▶ Your instructions:
Print exactly the lines from the first one down to the line that contains "styles list ---------- */", both included, and skip the pictures.

▶ Dataset section:
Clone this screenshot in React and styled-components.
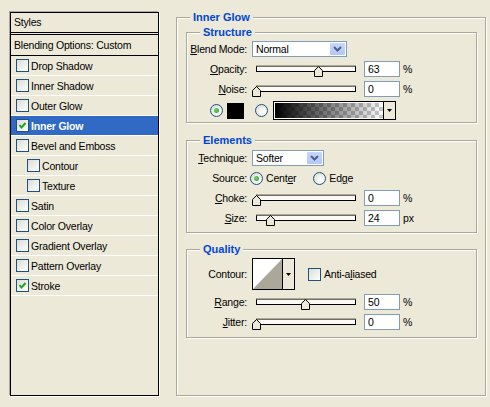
import React from 'react';
import styled, { createGlobalStyle } from 'styled-components';

const GlobalStyle = createGlobalStyle`
  html, body {
    margin: 0;
    background: #ece9d8;
  }
  body {
    font-family: "Liberation Sans", Arial, sans-serif;
    font-size: 10.5px;
    letter-spacing: -0.2px;
    color: #000;
  }
`;

const Page = styled.div`
  display: flex;
  align-items: flex-start;
  width: 490px;
  height: 407px;
  padding: 12px 0 0 10px;
  box-sizing: border-box;
`;

/* ---------- left styles list ---------- */

const StylesList = styled.div`
  width: 149px;
  height: 384px;
  box-sizing: border-box;
  border: 1px solid #000;
  box-shadow: -1px -1px 0 #aca899, 1px 1px 0 #fff;
  display: flex;
  flex-direction: column;
`;

const ListHeader = styled.div`
  height: 19px;
  line-height: 19px;
  padding-left: 3px;
  border-bottom: 1px solid #000;
  margin-bottom: 1px;
`;

const BlendingRow = styled.div`
  height: 20px;
  line-height: 20px;
  padding-left: 3px;
  border-top: 1px solid #000;
  border-bottom: 1px solid #000;
`;

const ListItem = styled.div`
  height: 19px;
  display: flex;
  align-items: center;
  gap: 2px;
  padding-left: ${p => (p.$indent ? 16 : 5)}px;
  border-bottom: 1px solid #fff;
  background: ${p => (p.$selected ? '#316ac5' : 'transparent')};
  color: ${p => (p.$selected ? '#fff' : '#000')};
  font-weight: ${p => (p.$selected ? 'bold' : 'normal')};
`;

const Box = styled.span`
  width: 13px;
  height: 13px;
  box-sizing: border-box;
  border: 1px solid #1c5180;
  background: linear-gradient(135deg, #dcdcd7 0%, #f4f4f0 70%, #fff 100%);
  display: inline-flex;
  align-items: center;
  justify-content: center;
  flex: none;
`;

const CheckBox = ({ checked }) => (
  <Box>
    {checked && (
      <svg width="9" height="9" viewBox="0 0 9 9">
        <path d="M1.5 4 L3.5 6.5 L7.5 2" stroke="#21a121" strokeWidth="2" fill="none" />
      </svg>
    )}
  </Box>
);

/* ---------- group boxes ---------- */

const Group = styled.div`
  box-sizing: border-box;
  border: 1px solid #aca899;
  box-shadow: inset 1px 1px 0 #fff, 1px 1px 0 #fff;
  margin-top: ${p => p.$top || 0}px;
  padding: ${p => p.$pad || '0'};
  height: ${p => (p.$h ? `${p.$h}px` : 'auto')};
  width: ${p => (p.$w ? `${p.$w}px` : 'auto')};
`;

const Legend = styled.div`
  display: table;
  margin: -7px 0 0 ${p => (p.$ml === undefined ? 13 : p.$ml)}px;
  padding: 0 3px;
  background: #ece9d8;
  color: #0046d5;
  font-weight: bold;
  font-size: 11px;
  letter-spacing: 0;
  line-height: 13px;
`;

const RightCol = styled.div`
  margin: 5px 0 0 17px;
`;

const Rows = styled.div`
  display: grid;
  grid-template-columns: 60px 1fr;
  column-gap: 5px;
  row-gap: 4px;
  margin-top: ${p => p.$top || 0}px;
  grid-auto-rows: 16px;
  align-items: center;
`;

const Label = styled.div`
  text-align: right;
  white-space: nowrap;
`;

const Controls = styled.div`
  display: flex;
  align-items: center;
  height: 100%;
`;

const Select = styled.div`
  width: ${p => p.$w}px;
  height: 16px;
  box-sizing: border-box;
  border: 1px solid #7f9db9;
  background: #fff;
  display: flex;
  align-items: center;
  justify-content: space-between;
  padding: 0 1px 0 3px;
`;

const SelectButton = styled.span`
  width: 15px;
  height: 12px;
  border-radius: 1px;
  background: linear-gradient(#c6d6fc, #b2c8f8);
  display: flex;
  align-items: center;
  justify-content: center;
`;

const DropSelect = ({ w, value }) => (
  <Select $w={w}>
    <span>{value}</span>
    <SelectButton>
      <svg width="9" height="6" viewBox="0 0 9 6">
        <path d="M1 1 L4.5 4.5 L8 1" stroke="#4d6185" strokeWidth="2" fill="none" />
      </svg>
    </SelectButton>
  </Select>
);

const SliderWrap = styled.div`
  position: relative;
  width: 107px;
  height: 16px;
  flex: none;
`;

const Track = styled.div`
  margin: 5px 3px 0 4px;
  height: 6px;
  box-sizing: border-box;
  border: 1px solid #000;
  border-top-color: #716f64;
  background: #fbfaf6;
  box-shadow: 0 -1px 0 #aca899;
`;

const Thumb = styled.svg`
  position: absolute;
  top: 5px;
`;

const Slider = ({ pos }) => (
  <SliderWrap>
    <Track />
    <Thumb width="10" height="11" viewBox="0 0 10 11" style={{ left: Math.round(pos * 0.98) }}>
      <path d="M0.5 10.5 V4.5 L4.5 0.5 L8.5 4.5 V10.5 Z" fill="#ece9d8" stroke="#000" />
    </Thumb>
  </SliderWrap>
);

const Input = styled.div`
  width: 36px;
  height: 16px;
  margin-left: 5px;
  box-sizing: border-box;
  border: 1px solid #7f9db9;
  background: #fff;
  padding-left: 3px;
  line-height: 14px;
`;

const Unit = styled.span`
  margin-left: 3px;
`;

const SliderRow = ({ pos, value, unit }) => (
  <Controls>
    <Slider pos={pos} />
    <Input>{value}</Input>
    <Unit>{unit}</Unit>
  </Controls>
);

const RadioDot = styled.span`
  width: 13px;
  height: 13px;
  box-sizing: border-box;
  border-radius: 50%;
  border: 1px solid #1c5180;
  background: radial-gradient(circle at 65% 65%, #fff 0%, #f2f2ee 40%, #d2d2cb 100%);
  display: inline-flex;
  align-items: center;
  justify-content: center;
  flex: none;
  margin-left: ${p => p.$ml || 0}px;
  &::after {
    content: '';
    display: ${p => (p.$on ? 'block' : 'none')};
    width: 5px;
    height: 5px;
    border-radius: 50%;
    background: radial-gradient(circle at 40% 40%, #74d374, #21a121);
  }
`;

const ColorRow = styled.div`
  grid-column: 1 / 3;
  height: 19px;
  margin-top: 3px;
  padding-left: 23px;
  display: flex;
  align-items: center;
`;

const Swatch = styled.span`
  width: 17px;
  height: 16px;
  margin-left: 4px;
  background: #000;
`;

const GradientPicker = styled.div`
  width: 123px;
  height: 19px;
  margin-left: 5px;
  box-sizing: border-box;
  border: 1px solid #000;
  display: flex;
`;

const GradientFill = styled.div`
  flex: 1;
  border: 1px solid #fff;
  border-right: none;
  background-image: linear-gradient(to right, #000, rgba(0, 0, 0, 0)),
    repeating-conic-gradient(#c8c8c8 0% 25%, #fff 0% 50%);
  background-size: 100% 100%, 8px 8px;
`;

const ArrowPart = styled.div`
  width: 11px;
  border-left: 1px solid #000;
  background: #ece9d8;
  display: flex;
  align-items: center;
  justify-content: center;
`;

const DownArrow = () => (
  <svg width="5" height="3" viewBox="0 0 5 3">
    <path d="M0 0 H5 L2.5 3 Z" fill="#000" />
  </svg>
);

const RadioLabel = styled.span`
  margin-left: 3px;
`;

const ContourRow = styled.div`
  display: grid;
  grid-template-columns: 60px auto auto;
  column-gap: 5px;
  align-items: center;
  justify-content: start;
  height: 32px;
  margin-top: 2px;
`;

const ContourBox = styled.div`
  width: 43px;
  height: 32px;
  box-sizing: border-box;
  border: 1px solid #000;
  display: flex;
  background: #fff;
`;

const ContourPreview = styled.svg`
  flex: 1;
  display: block;
`;

const AntiAlias = styled.label`
  display: flex;
  align-items: center;
  gap: 3px;
  margin-left: 8px;
`;

const StyleItems = [
  { name: 'Drop Shadow' },
  { name: 'Inner Shadow' },
  { name: 'Outer Glow' },
  { name: 'Inner Glow', checked: true, selected: true },
  { name: 'Bevel and Emboss' },
  { name: 'Contour', indent: true },
  { name: 'Texture', indent: true },
  { name: 'Satin' },
  { name: 'Color Overlay' },
  { name: 'Gradient Overlay' },
  { name: 'Pattern Overlay' },
  { name: 'Stroke', checked: true },
];

export default function App() {
  return (
    <>
      <GlobalStyle />
      <Page>
        <StylesList>
          <ListHeader>Styles</ListHeader>
          <BlendingRow>Blending Options: Custom</BlendingRow>
          {StyleItems.map(item => (
            <ListItem key={item.name} $indent={item.indent} $selected={item.selected}>
              <CheckBox checked={item.checked} />
              <span>{item.name}</span>
            </ListItem>
          ))}
        </StylesList>

        <RightCol>
          <Group $w={310} $h={379} $pad="0 8px 0 9px">
            <Legend $ml={4}>Inner Glow</Legend>

            <Group $top={8} $pad="0 0 5px 0">
              <Legend>Structure</Legend>
              <Rows $top={2}>
                <Label><u>B</u>lend Mode:</Label>
                <Controls><DropSelect w={95} value="Normal" /></Controls>
                <Label><u>O</u>pacity:</Label>
                <SliderRow pos={63} value="63" unit="%" />
                <Label><u>N</u>oise:</Label>
                <SliderRow pos={0} value="0" unit="%" />
                <ColorRow>
                  <RadioDot $on />
                  <Swatch />
                  <RadioDot $ml={11} />
                  <GradientPicker>
                    <GradientFill />
                    <ArrowPart><DownArrow /></ArrowPart>
                  </GradientPicker>
                </ColorRow>
              </Rows>
            </Group>

            <Group $top={17} $pad="0 0 6px 0">
              <Legend>Elements</Legend>
              <Rows $top={3}>
                <Label><u>T</u>echnique:</Label>
                <Controls><DropSelect w={72} value="Softer" /></Controls>
                <Label>Source:</Label>
                <Controls>
                  <RadioDot $on $ml={-2} />
                  <RadioLabel>Cent<u>e</u>r</RadioLabel>
                  <RadioDot $ml={17} />
                  <RadioLabel>Ed<u>g</u>e</RadioLabel>
                </Controls>
                <Label><u>C</u>hoke:</Label>
                <SliderRow pos={0} value="0" unit="%" />
                <Label><u>S</u>ize:</Label>
                <SliderRow pos={14} value="24" unit="px" />
              </Rows>
            </Group>

            <Group $top={16} $pad="0 0 7px 0">
              <Legend>Quality</Legend>
              <ContourRow>
                <Label>Contour:</Label>
                <ContourBox>
                  <ContourPreview viewBox="0 0 30 30" preserveAspectRatio="none">
                    <polygon points="0,30 30,0 30,30" fill="#aca899" />
                  </ContourPreview>
                  <ArrowPart><DownArrow /></ArrowPart>
                </ContourBox>
                <AntiAlias>
                  <CheckBox />
                  <span>Anti-a<u>l</u>iased</span>
                </AntiAlias>
              </ContourRow>
              <Rows $top={4}>
                <Label><u>R</u>ange:</Label>
                <SliderRow pos={50} value="50" unit="%" />
                <Label><u>J</u>itter:</Label>
                <SliderRow pos={0} value="0" unit="%" />
              </Rows>
            </Group>
          </Group>
        </RightCol>
      </Page>
    </>
  );
}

▶ Task output:
Clone this screenshot in React and styled-components.
import React from 'react';
import styled, { createGlobalStyle } from 'styled-components';

const GlobalStyle = createGlobalStyle`
  html, body {
    margin: 0;
    background: #ece9d8;
  }
  body {
    font-family: "Liberation Sans", Arial, sans-serif;
    font-size: 10.5px;
    letter-spacing: -0.2px;
    color: #000;
  }
`;

const Page = styled.div`
  display: flex;
  align-items: flex-start;
  width: 490px;
  height: 407px;
  padding: 12px 0 0 10px;
  box-sizing: border-box;
`;

/* ---------- left styles list ---------- */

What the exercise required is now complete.